Peta Jalan Menuju Masa Depan
Pelaksanaan ANBK di SLB bukanlah tujuan akhir, melainkan sebuah proses yang terus berevolusi. Untuk masa depan, beberapa langkah pengembangan perlu dipertimbangkan:
- Pengembangan Instrumen yang Lebih Adaptif: Di masa depan, platform ANBK bisa dikembangkan menjadi lebih canggih, misalnya dengan menggunakan teknologi asesmen adaptif terkomputerisasi (Computerized Adaptive Testing - CAT). Dalam sistem CAT, tingkat kesulitan soal akan menyesuaikan diri secara otomatis dengan kemampuan siswa secara real-time.
- Integrasi Teknologi Asistif yang Lebih Mulus: Perlu ada upaya berkelanjutan untuk memastikan platform ANBK kompatibel dengan berbagai perangkat lunak dan keras asistif terbaru.
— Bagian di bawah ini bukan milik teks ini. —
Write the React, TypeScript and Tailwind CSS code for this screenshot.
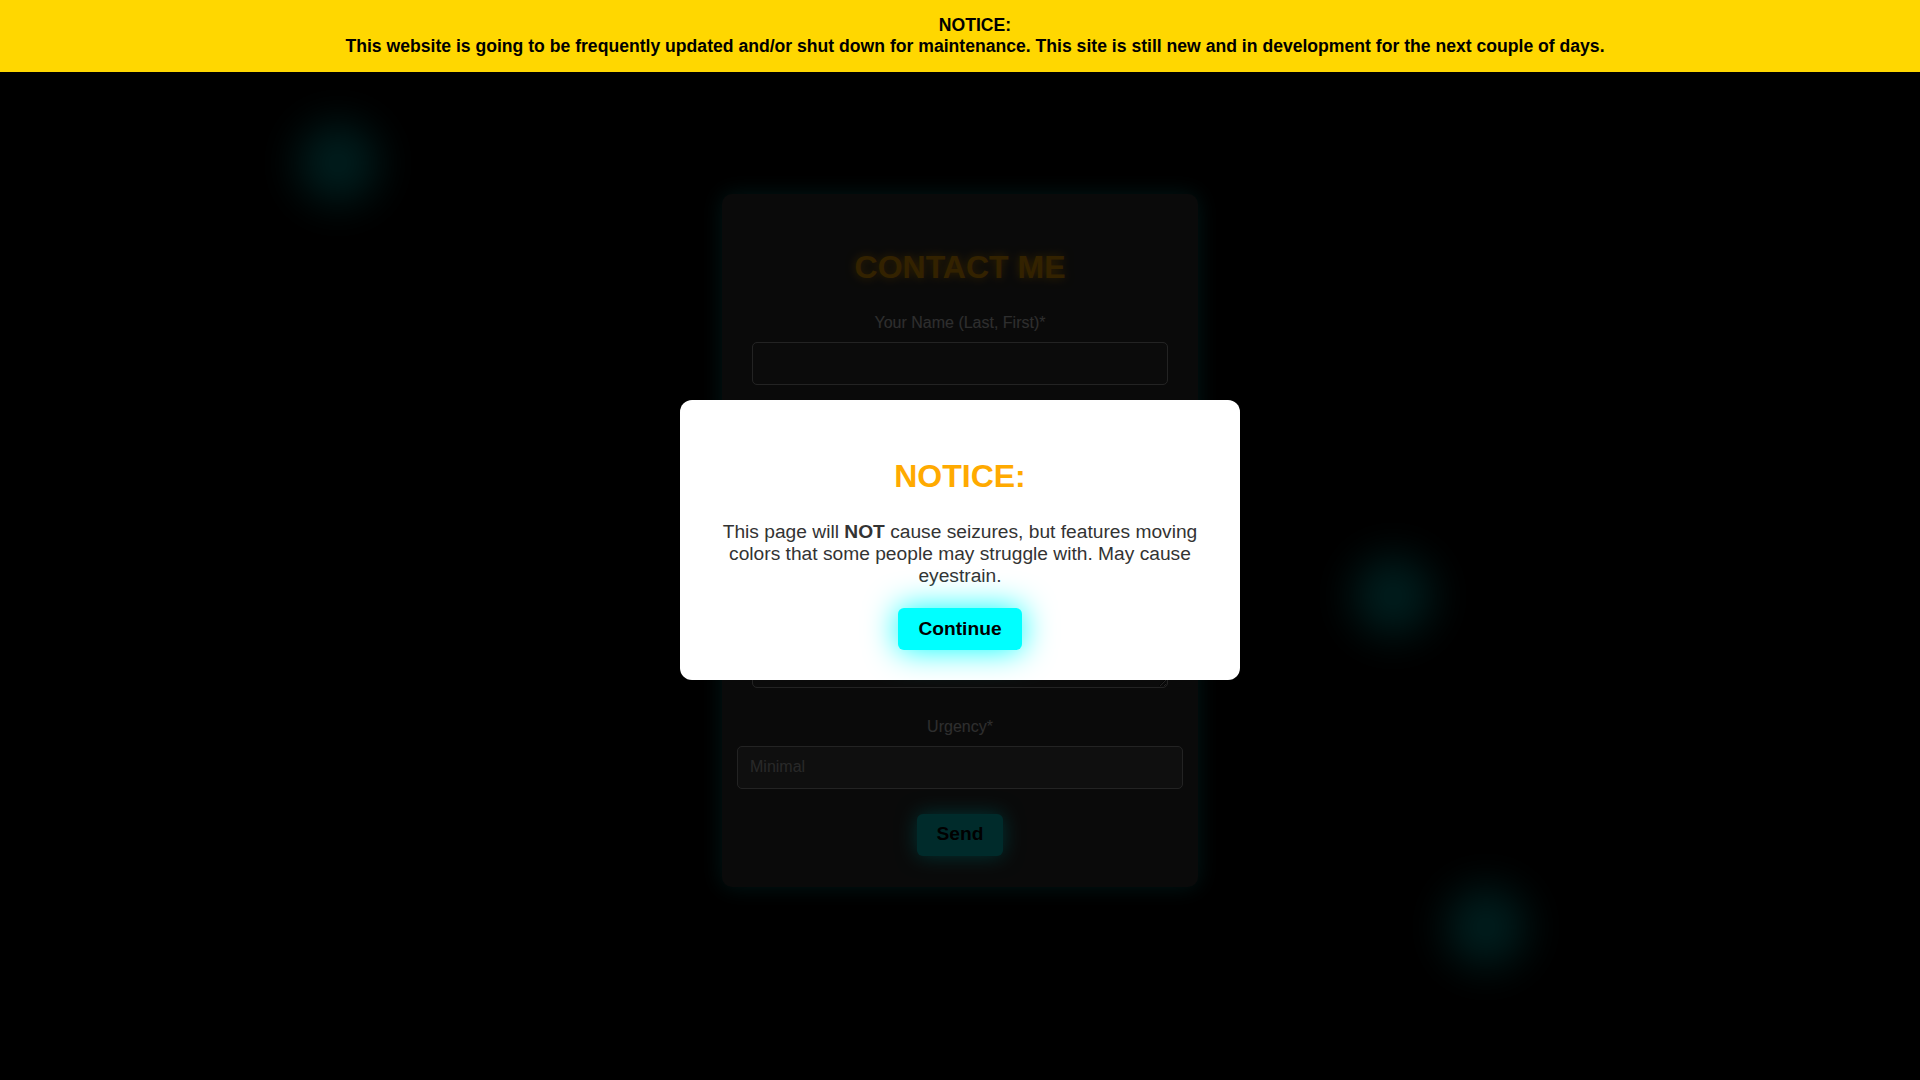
import { useState } from "react";

const font = { fontFamily: '"Liberation Sans", Arial, sans-serif' };

function Field({ label, children }: { label: string; children: React.ReactNode }) {
  return (
    <div className="flex flex-col">
      <label className="text-[16px] leading-[18px] text-[#e6e6e6] mb-[10px]">{label}</label>
      {children}
    </div>
  );
}

export default function App() {
  const [open, setOpen] = useState(true);

  return (
    <div className="min-h-screen bg-black relative overflow-hidden" style={font}>
      {/* Top notice */}
      <div className="fixed top-0 left-0 right-0 z-50 bg-[#ffd700] py-[15px] pl-[30px] text-center text-black font-bold text-[17.6px] leading-[21px]">
        <div>NOTICE:</div>
        <div>
          This website is going to be frequently updated and/or shut down for maintenance. This site is
          still new and in development for the next couple of days.
        </div>
      </div>

      {/* Floating glow orbs */}
      <div className="absolute left-[298px] top-[123px] w-[80px] h-[80px] rounded-full bg-[#00e0e0] blur-[22px] opacity-70" />
      <div className="absolute left-[1353px] top-[556px] w-[80px] h-[80px] rounded-full bg-[#00e0e0] blur-[22px] opacity-70" />
      <div className="absolute left-[1446px] top-[887px] w-[80px] h-[80px] rounded-full bg-[#00e0e0] blur-[22px] opacity-70" />

      {/* Contact form */}
      <main className="min-h-screen flex items-center justify-center relative">
        <form className="w-[476px] bg-[#323232] rounded-[10px] px-[30px] pt-[30px] pb-[31px] shadow-[0_0_22px_rgba(0,255,255,0.45)] text-center">
          <h1 className="mt-[25px] mb-[28px] text-[32px] leading-[37px] font-bold text-[#ffaa00] [text-shadow:0_0_10px_#ffaa00]">
            CONTACT ME
          </h1>
          <div className="flex flex-col gap-[30px]">
            <Field label="Your Name (Last, First)*">
              <input className="h-[43px] w-full rounded-[5px] border border-[#b0b0b0] bg-[#3a3a3a] px-[12px] text-[16px] text-[#ddd] outline-none" />
            </Field>
            <Field label="Your Email*">
              <input className="h-[43px] w-full rounded-[5px] border border-[#b0b0b0] bg-[#3a3a3a] px-[12px] text-[16px] text-[#ddd] outline-none" />
            </Field>
            <Field label="Message*">
              <textarea className="h-[144px] w-full rounded-[5px] border border-[#b0b0b0] bg-[#3a3a3a] px-[12px] py-[10px] text-[16px] text-[#ddd] outline-none" />
            </Field>
            <Field label="Urgency*">
              <select className="appearance-none h-[43px] -mx-[15px] rounded-[5px] border border-[#b0b0b0] bg-[#4a4a4a] pl-[12px] text-[16px] text-[#c8c8c8] outline-none">
                <option>Minimal</option>
                <option>Moderate</option>
                <option>Urgent</option>
              </select>
            </Field>
          </div>
          <button
            type="button"
            className="mt-[25px] h-[42px] w-[86px] rounded-[6px] bg-[#00d8d8] text-[19.2px] font-bold text-black shadow-[0_0_20px_#00ffff]"
          >
            Send
          </button>
        </form>
      </main>

      {open && (
        <>
          <div className="fixed inset-0 z-40 bg-black/80" />
          <div className="fixed inset-0 z-40 flex items-center justify-center">
            <div className="w-[560px] bg-white rounded-[12px] px-[30px] pt-[30px] pb-[30px] text-center">
              <h2 className="mt-[28px] mb-[26px] text-[32px] leading-[37px] font-bold text-[#ffaa00]">NOTICE:</h2>
              <p className="text-[19.2px] leading-[22px] text-[#333]">
                This page will <strong>NOT</strong> cause seizures, but features moving colors that some
                people may struggle with. May cause eyestrain.
              </p>
              <button
                type="button"
                onClick={() => setOpen(false)}
                className="mt-[21px] h-[42px] w-[124px] rounded-[6px] bg-[#00ffff] text-[19.2px] font-bold text-black shadow-[0_0_32px_#00ffff]"
              >
                Continue
              </button>
            </div>
          </div>
        </>
      )}
    </div>
  );
}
Kolaborasi dengan pengembang teknologi asistif menjadi sangat penting.
- Pemanfaatan Data yang Lebih Mendalam: Perlu dikembangkan platform analisis data yang mudah digunakan oleh kepala sekolah dan guru, sehingga mereka tidak hanya menerima rapor, tetapi juga dapat menggali data lebih dalam untuk memahami akar masalah dan merancang solusi yang tepat sasaran.
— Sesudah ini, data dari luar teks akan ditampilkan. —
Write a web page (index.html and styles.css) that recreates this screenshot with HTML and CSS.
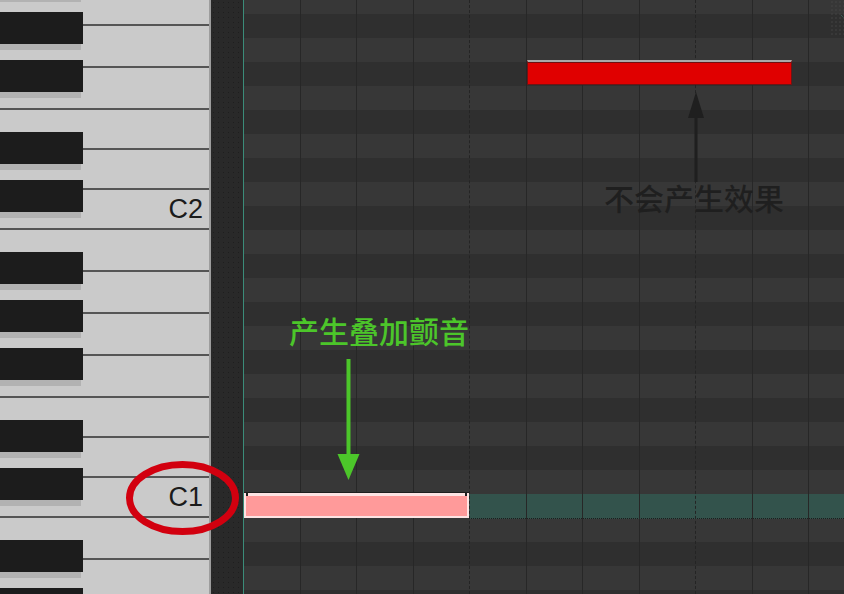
FILE: index.html
```html
<!DOCTYPE html>
<html lang="zh">
  <head>
    <meta charset="UTF-8" />
    <meta name="viewport" content="width=device-width, initial-scale=1.0" />
    <title>Piano Roll</title>
    <link rel="stylesheet" href="styles.css">
  </head>
  <body>
    <main class="roll">
      <div class="keys">
        <div class="whites">
          <div class="w"></div>
          <div class="w"></div>
          <div class="w"></div>
          <div class="w s"></div>
          <div class="w s"></div>
          <div class="w s">C2</div>
          <div class="w"></div>
          <div class="w"></div>
          <div class="w"></div>
          <div class="w"></div>
          <div class="w s"></div>
          <div class="w s"></div>
          <div class="w s">C1</div>
          <div class="w"></div>
          <div class="w"></div>
        </div>
        <div class="blacks">
          <div class="b"></div>
          <div class="b"></div>
          <div class="b"></div>
          <div class="b far"></div>
          <div class="b"></div>
          <div class="b far"></div>
          <div class="b"></div>
          <div class="b"></div>
          <div class="b far"></div>
          <div class="b"></div>
          <div class="b far"></div>
          <div class="b"></div>
        </div>
      </div>
      <div class="divider"></div>
      <div class="gutter"></div>

      <div class="grid">
        <div class="band"></div>
        <div class="beats">
          <div class="beat"></div>
          <div class="beat"></div>
          <div class="beat"></div>
          <div class="beat"></div>
          <div class="beat"></div>
          <div class="beat"></div>
          <div class="beat"></div>
          <div class="beat"></div>
          <div class="beat"></div>
          <div class="beat"></div>
          <div class="beat"></div>
        </div>
        <div class="note note--pink"></div>
        <div class="note note--red"></div>
        <div class="corner">
          <svg width="36" height="36" viewBox="0 0 36 36">
            <path d="M11 15 L17 21 L23 15" fill="none" stroke="#3f6d63" stroke-width="1" stroke-dasharray="1 1" />
          </svg>
        </div>
      </div>

      <!-- annotations -->
      <svg class="marks" width="844" height="594" viewBox="0 0 844 594">
        <ellipse cx="182.5" cy="498" rx="53" ry="33.5" fill="none" stroke="#d2000f" stroke-width="7" />
        <rect x="346.5" y="359" width="4" height="96" fill="#4cc62a" />
        <polygon points="337.5,454 359.5,454 348.5,480" fill="#4cc62a" />
        <rect x="694.5" y="115" width="3" height="67" fill="#1f1f1f" />
        <polygon points="688,118 704,118 696,92" fill="#1f1f1f" />
      </svg>
      <span class="label label--green">产生叠加颤音</span>
      <span class="label label--dark">不会产生效果</span>
    </main>
  </body>
</html>
```

FILE: styles.css
```css
body {
  margin: 0;
  background: #2c2c2c;
}

.roll {
  position: relative;
  display: flex;
  width: 844px;
  height: 594px;
  overflow: hidden;
}

/* Keyboard */
.keys {
  position: relative;
  width: 209px;
  flex: none;
  background: #cacaca;
  overflow: hidden;
}

.whites {
  margin-top: -18px;
}

.w {
  box-sizing: border-box;
  height: 42px;
  border-top: 2px solid #555;
  display: flex;
  justify-content: flex-end;
  align-items: flex-end;
  padding: 0 6px 5px 0;
  font: 27px/27px "Liberation Sans", Arial, sans-serif;
  color: #1b1b1b;
}

.w.s {
  height: 40px;
}

.blacks {
  position: absolute;
  top: -36px;
  left: 0;
  display: flex;
  flex-direction: column;
}

.b {
  position: relative;
  flex: none;
  width: 83px;
  height: 32px;
  margin-top: 16px;
  background: #1c1c1c;
}

.b:first-child {
  margin-top: 0;
}

.b.far {
  margin-top: 40px;
}

.b::after {
  content: "";
  position: absolute;
  left: 0;
  top: 32px;
  width: 81px;
  height: 6px;
  background: #b2b2b2;
}

.divider {
  width: 2px;
  flex: none;
  background: #9d9d9d;
}

.gutter {
  width: 32px;
  flex: none;
  background-color: #292929;
  background-image: radial-gradient(#1e1e1e 0.7px, transparent 0.9px);
  background-size: 5px 5px;
}

/* Note grid */
.grid {
  position: relative;
  flex: 1;
  border-left: 1px solid #3b8c79;
  background-image: linear-gradient(#2f2f2f 0 24px, #373737 24px 48px);
  background-size: 100% 48px;
  background-position: 0 14px;
}

.band {
  position: absolute;
  left: 225px;
  right: 0;
  top: 494px;
  height: 24px;
  background: #33534c;
  border-bottom: 1px dotted #1d1d1d;
}

.beats {
  position: relative;
  display: flex;
  height: 100%;
}

.beat {
  box-sizing: border-box;
  flex: 0 0 56.5px;
  border-right: 1px solid #272727;
}

.beat:nth-child(4n) {
  border-right-style: dashed;
  border-right-color: #242424;
}

.note {
  position: absolute;
  box-sizing: border-box;
}

.note--pink {
  left: 0;
  top: 493px;
  width: 225px;
  height: 25px;
  background: #ff9a9a;
  border: 2px solid #fde3e3;
  border-top: 3px solid #fde3e3;
  box-shadow: 0 -1px 0 #1e1e1e;
}

.note--pink::before,
.note--pink::after {
  content: "";
  position: absolute;
  top: -3px;
  width: 2px;
  height: 3px;
  background: #1e1e1e;
}

.note--pink::before {
  left: 0;
}

.note--pink::after {
  right: 0;
}

.note--red {
  left: 283px;
  top: 60px;
  width: 265px;
  height: 25px;
  background: #e00000;
  border: 1px solid #6e1414;
  border-top: 2px solid #a9a9a9;
  box-shadow: inset 0 1px 0 #701010;
}

.corner {
  position: absolute;
  top: 0;
  right: 0;
  width: 36px;
  height: 36px;
  background-image: radial-gradient(#434343 0.6px, transparent 0.8px);
  background-size: 4px 4px;
}

/* Annotations */
.marks {
  position: absolute;
  top: 0;
  left: 0;
  pointer-events: none;
}

.label {
  position: absolute;
  font: 500 30px/30px "Noto Sans CJK SC", sans-serif;
  white-space: nowrap;
}

.label--green {
  left: 289px;
  top: 315px;
  color: #4cc62a;
}

.label--dark {
  left: 604px;
  top: 182px;
  color: #1f1f1f;
}
```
- Pelatihan dan Pendampingan Berkelanjutan: Pelatihan tidak boleh berhenti pada aspek teknis pelaksanaan. Perlu ada program pendampingan jangka panjang bagi guru-guru SLB tentang bagaimana menerjemahkan hasil ANBK menjadi praktik pembelajaran yang efektif di kelas.
Pada akhirnya, SLB ANBK adalah sebuah perjalanan. Ini adalah tentang komitmen kita bersama untuk memastikan bahwa setiap anak, dengan segala keunikan dan potensinya, diakui, dihargai, dan diberi kesempatan terbaik untuk tumbuh dan berkembang. Ini bukan hanya soal asesmen, tetapi soal keadilan, kesetaraan, dan masa depan pendidikan inklusif di Indonesia. Melalui adaptasi yang bijaksana, dukungan yang kuat, dan semangat perbaikan yang tak pernah padam, ANBK dapat menjadi salah satu pilar terpenting dalam membangun sistem pendidikan yang benar-benar berkualitas untuk semua.